In newspapers, magazines and travel guides all around the globe Loutro has
been characterized as the last paradise. Of the thousands of tourists who have
stayed in Loutro over the years many keep its image in their hearts to remind
themselves of a better world. People often begin their descriptions of Loutro by
telling of its most cherished quality, the fact that it is only accessible by boat or
by foot. The absence of motorbikes and automobiles is what gives Loutro its
character. The sea is its highway. Anyone who looks out onto the sea is forced
to look at the world through different eyes than those who travel down a road
with all its ruts and twists and turns. Roads provide escape routes for thieves,
conduits for noise and pollution.
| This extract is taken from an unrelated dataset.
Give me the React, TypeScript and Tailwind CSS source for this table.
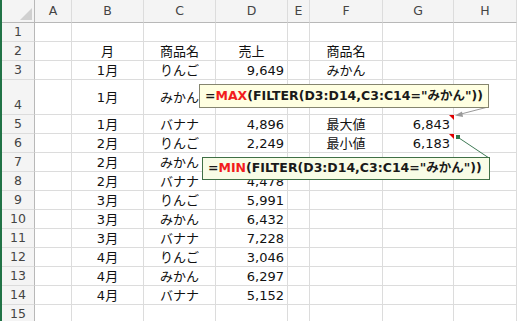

Loutro sits at the edge of the world just a few
steps behind the rest of us.
With a road to Loutro people would be forced to lock their doors, a sense of
community would be destroyed, she would no longer be unique, just another
village in Greece. What would Loutro be without the 11:00 o’clock ferry bringing
in the supplies for the day? How would Loutro survive in an economic crisis if
forced to compete on an equal foot with all the rest of Crete, without her
special status as the last paradise? And where will all her faithful devoted fans
go when they realize paradise has at last been paved and turned into a parking
lot?
A road to Loutro would be a road to ruin. All of us who come to her for comfort
and consolation have already been down this road! We come from the future
with a message we have seen ignored over and over again in the name of greed.
What she offers us cannot be measured in Euros or Dollars or any other
currency. She offers us the chance to correct the biggest mistake we make as
humans, the mistake of selling what is not ours to sell! If she truly is the last
paradise then perhaps this is our last chance!